Time to act now in Montana on illegal immigration

Rep. Mike Jopek, D-Whitefish, has proposed a bill that will make things harder on businesses that hire illegal immigrants. The bill is to be applauded, and should have the support of Republicans.

Republicans should, however, link support for this bill to other key areas where illegal immigration directly hurts a state. As former Montana Secretary of State Bob Brown pointed out in a guest opinion in the Billings Gazette a month ago, there are a host of measures that Montana should take now, before the inevitable wave of illegal immigration hits our state.

As Brown pointed out, there are common-sense bills that Montana can pass now, without controversy -- bills that are being passed in other states, but painfully, since they amount to taking things away from illegal immigrants. If we pass them now, we will be setting the rules first.

Laws requiring proof of citizenship to receive welfare benefits or get a driver's license are starting points that Brown mentions, and creative thinking can help Montana think of other laws that will protect our economic interests and protect legal laborers of all races from wage depression and job losses.

Labor unions support Jopek's legislation, as they should. They should also support a broad-based package of legislation to help prevent Montana from having to go through the illegal immigration pains that the rest of the intermountain west has experienced. Montanans should be able to come to agreement on such measures, regardless of politics or party.

Dan Quixote tilts at lobbying law


Sen. Dan McGee, R-Laurel, has decided to take on Initiative 153, passed by Montana voters in the last election. There was nary a Sancho Panza in sight, however, as he appears to stand alone for the time being.

He believes that this law, which prohibits legislators and certain other state government officials from becoming lobbyists for 2 years after leaving state government, is unconstitutional since it restricts free speech.

It certainly seems to be a restriction of free speech on the face of it -- but then so do the term limitations that made this initiative an especially bad idea.

Term limitations have created a revolving door that leaves the Montana legislature chronically short on experience in its lawmakers. Learning the legislative ropes takes time -- certainly more than the 90 days of a scheduled session.

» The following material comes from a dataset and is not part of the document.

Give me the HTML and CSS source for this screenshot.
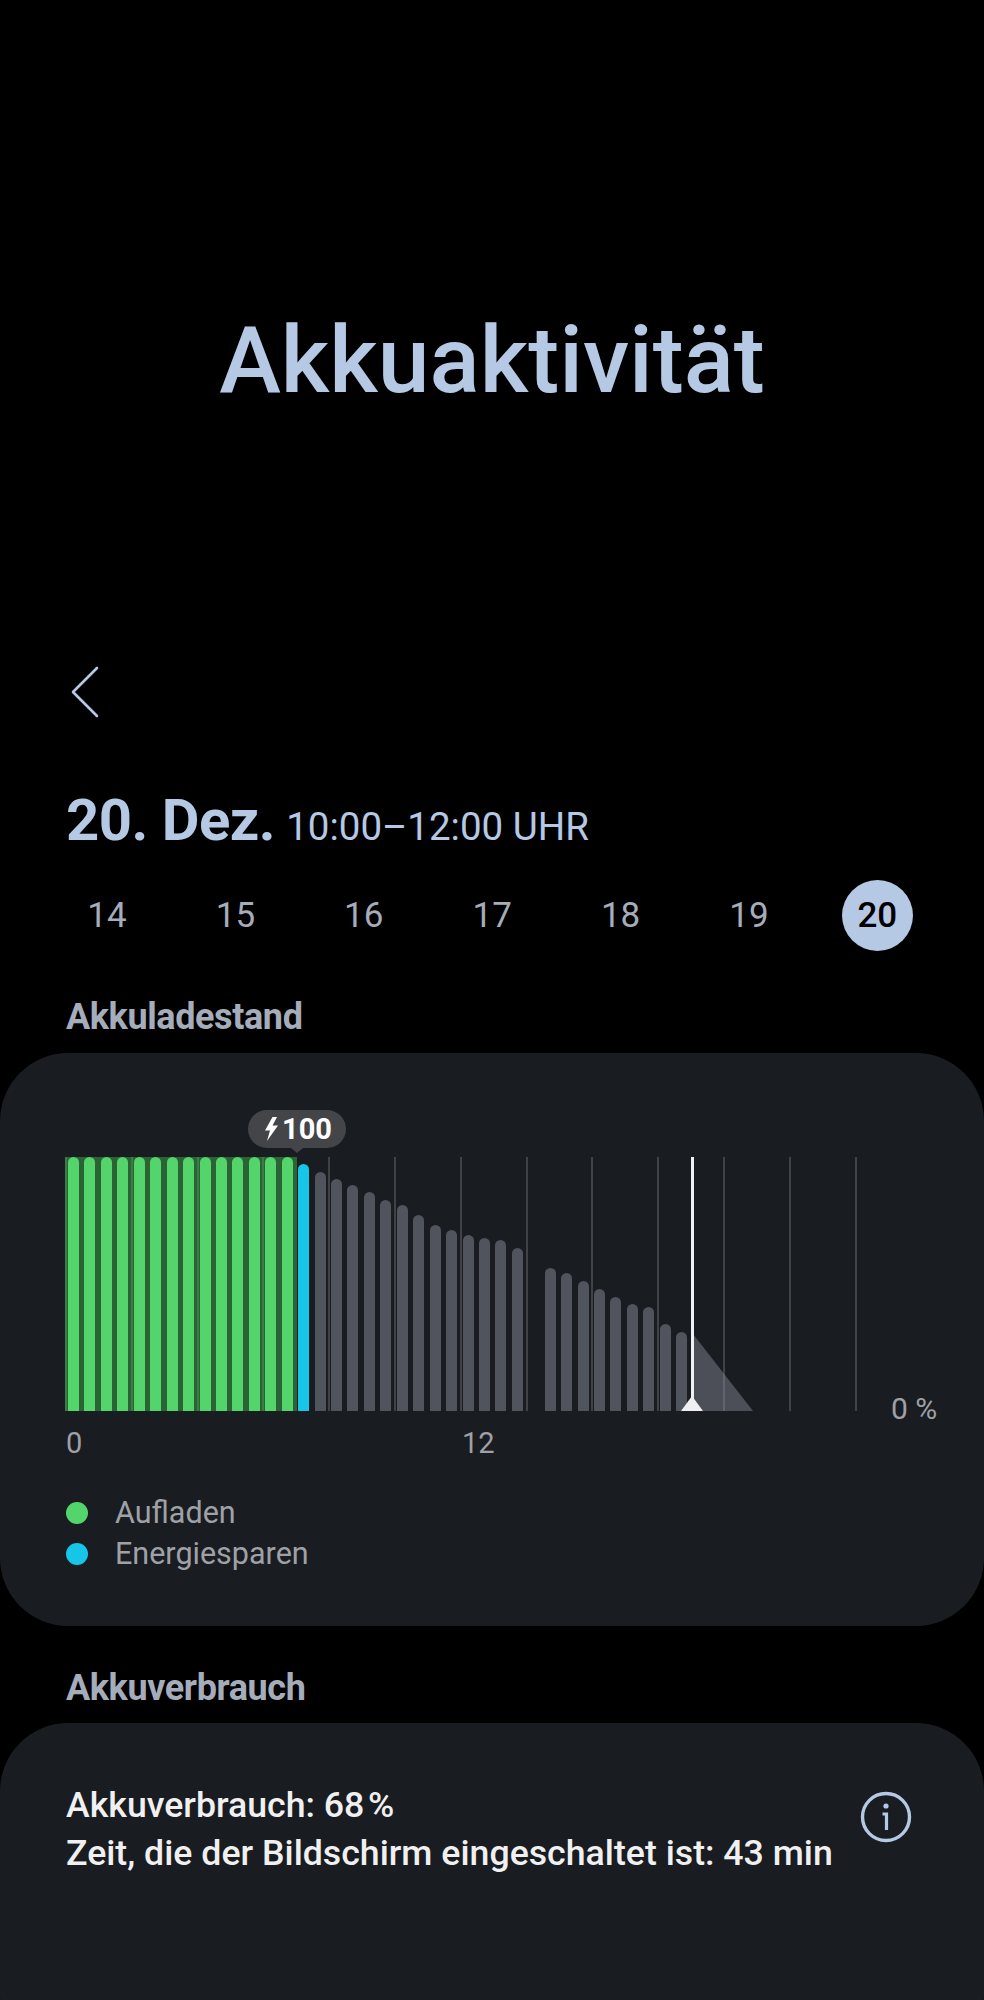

Enter bureaucrats and lobbyists, who are the ones who understand the process better than the legislators themselves, and who have no term limitations. Like the inestimable "Permanent Secretary," Sir Humphrey Appleby, in the BBC television series "Yes, Minister", unelected government employees pull the strings when elected officials are uncertain of themselves and of the process.

By restricting legislators from becoming lobbyists during the time period when their understanding of the legislative process is freshest, the playing field is tilted even further in favor of the state bureaucratic apparatus, which is skilled at lobbying the legislature for what it wants and which has no restrictions on it whatsoever.

McGee is right. Which is a part of the reason why he has no chance at success.